Another story, “Life,” contrasts interestingly with this one. The heroine, Life, is a “good-time girl” returning from the bright lights of South African city life to set herself up as a prostitute. She is quite open about the economic power and independence this brings her. The husband she takes, a simple shepherd, kills her. This time, the courts are merciful—it is a crime of passion. This slanting of the justice system is a token of the whole male-dominated society, whether tribal or colonial.
Other stories in the collection deal with religion, especially the clash of tribal religion and Christianity, as in “Heaven Is Not Closed” and “Witchcraft.” Head’s anti-Christian bias is muted here as she does not wish to appear supportive of tribal religion either. Both are part of a wider conflict between tradition and modernity, yet other stories deal with love and marriage and the conflict between traditional arranged marriage and romantic marriage.
“The Lovers”
This story appears in her second collection, Tales of Tenderness and Power. It has parallels with “The Deep River: A Story of Ancient Tribal Migration” of the first collection. Both are mythic, placed in a legendary past; both portray the conflict between romantic love and arranged marriage. In “The Lovers,” the young man, Keaja, is already an independent thinker, willing to step out of the collective mentality of the tribe. The girl, Tselane, is mesmerized by such freethinking and by Keaja’s proposal of marriage, whether her parents approve of it or not. They do not, and neither do his; eventually the lovers are forced to flee. The legend has it that the earth was so offended by their behavior that the hill where they had their meetings opened up and swallowed them. Head delicately describes passion and desire in Tselane, despite the fact that there is no language, let alone any model, for such emotions.
“The Prisoner Who Wore Glasses”
The story represents a move away from the village tales. It is set in a prison camp, presumably in South Africa, and involves a group of political prisoners apparently powerless against the oppression of the white prison guard yet managing to control him and break his dominance. The hero, Brille, is so called because he wears glasses. He is an older man, whose spirit has not been broken mainly because the prisoners of “Span One” work as a team. This theme of solidarity and community is an important one for Head. It is not the same as the tribal collective, however, which she questions. It is much more a willed community of support and respect working in a highly democratic way, not easily subverted. This is what the warder, Hannetjie, discovers. He is brought into line by the determination of the prisoners and his own need to survive in an oppressive regime. At the end, roles are reversed in a “live and let live” cooperation.
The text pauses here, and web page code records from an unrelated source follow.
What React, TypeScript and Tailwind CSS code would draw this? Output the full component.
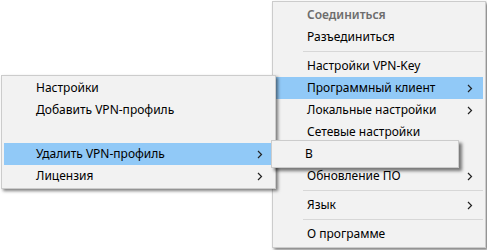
import React from 'react';

type Item =
  | { kind: 'item'; label: string; sub?: boolean; active?: boolean; disabled?: boolean }
  | { kind: 'sep' }
  | { kind: 'blank' };

const mainItems: Item[] = [
  { kind: 'item', label: 'Соединиться', disabled: true },
  { kind: 'item', label: 'Разъединиться' },
  { kind: 'sep' },
  { kind: 'item', label: 'Настройки VPN-Key' },
  { kind: 'item', label: 'Программный клиент', sub: true, active: true },
  { kind: 'item', label: 'Локальные настройки', sub: true },
  { kind: 'item', label: 'Сетевые настройки' },
  // строка под подменю "B" — её не видно
  { kind: 'blank' },
  { kind: 'item', label: 'Обновление ПО', sub: true },
  { kind: 'sep' },
  { kind: 'item', label: 'Язык', sub: true },
  { kind: 'sep' },
  { kind: 'item', label: 'О программе' },
];

const clientItems: Item[] = [
  { kind: 'item', label: 'Настройки' },
  { kind: 'item', label: 'Добавить VPN-профиль' },
  { kind: 'blank' },
  { kind: 'item', label: 'Удалить VPN-профиль', sub: true, active: true },
  { kind: 'item', label: 'Лицензия', sub: true },
];

function Chevron() {
  return (
    <svg width="6" height="9" viewBox="0 0 6 9" className="shrink-0">
      <polyline points="1,1 4.5,4.5 1,8" fill="none" stroke="#222" strokeWidth="1.2" />
    </svg>
  );
}

function Menu({ items, className }: { items: Item[]; className: string }) {
  return (
    <div
      className={`absolute flex flex-col bg-[#f2f2f2] border border-[#cccccc] shadow-[2px_2px_3px_rgba(0,0,0,0.5)] ${className}`}
    >
      {items.map((it, i) => {
        if (it.kind === 'sep') {
          return (
            <div key={i} className="h-[7px] flex items-center pl-[30px] pr-[2px]">
              <div className="h-px w-full bg-[#d7d7d7]" />
            </div>
          );
        }
        if (it.kind === 'blank') return <div key={i} className="h-[22px]" />;
        return (
          <div
            key={i}
            className={`h-[22px] mx-[2px] flex items-center pl-[32px] pr-[10px] ${
              it.active ? 'bg-[#91c9f7]' : ''
            }`}
          >
            <span
              className={`flex-1 whitespace-nowrap ${
                it.disabled ? 'text-[#6d6d6d] font-semibold' : 'text-black'
              }`}
            >
              {it.label}
            </span>
            {it.sub && <Chevron />}
          </div>
        );
      })}
    </div>
  );
}

export default function App() {
  return (
    <div
      className="relative w-[487px] h-[250px] bg-white overflow-hidden text-[12px] leading-none"
      style={{ fontFamily: '"Noto Sans", "Liberation Sans", sans-serif' }}
    >
      {/* главное меню */}
      <Menu items={mainItems} className="left-[272px] top-[1px] w-[214px] py-[2px]" />

      {/* Программный клиент */}
      <Menu items={clientItems} className="left-[1px] top-[75px] w-[275px] py-[1px]" />

      {/* Удалить VPN-профиль */}
      <div className="absolute left-[271px] top-[140px] w-[188px] h-[28px] bg-[#f2f2f2] border border-[#cccccc] shadow-[3px_3px_3px_rgba(0,0,0,0.5)] py-[2px]">
        <div className="h-[22px] flex items-center pl-[33px] text-black">B</div>
      </div>
    </div>
  );
}
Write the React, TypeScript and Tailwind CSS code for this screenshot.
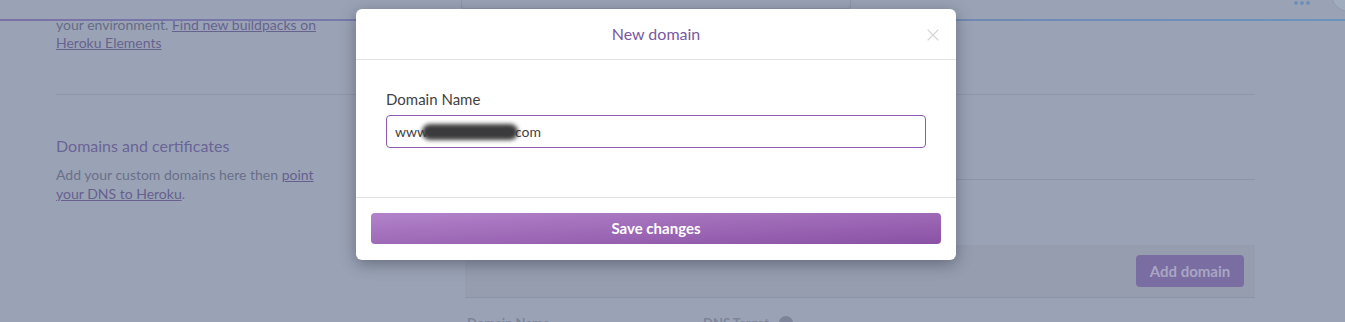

“The Coming of the Christ-Child”
This, again, is an exceptional story for Head. It is again set in South Africa but this time makes very explicit political and religious comments. The hero, known only as “the young man” comes from a long line of black African pastors, but the social injustices of apartheid and the inability of his father to withstand them make him feel that God is dead.
His academic education resembles the political education of many young black Africans of the 1960’s and 1970’s—the young man could be a young Nelson Mandela in his struggles, as he absorbs socialism and a hatred of racial oppression. He sees the limits of the peaceful protest of the African National Congress. His protests lead to imprisonment, exile, and eventually death.
However, in this apparently bleak ending, Head sounds a note of optimism: The “winds of change” blowing over the rest of Africa will eventually reach South Africa, and the Christ-Child, the Messiah, will eventually come to deliver his people.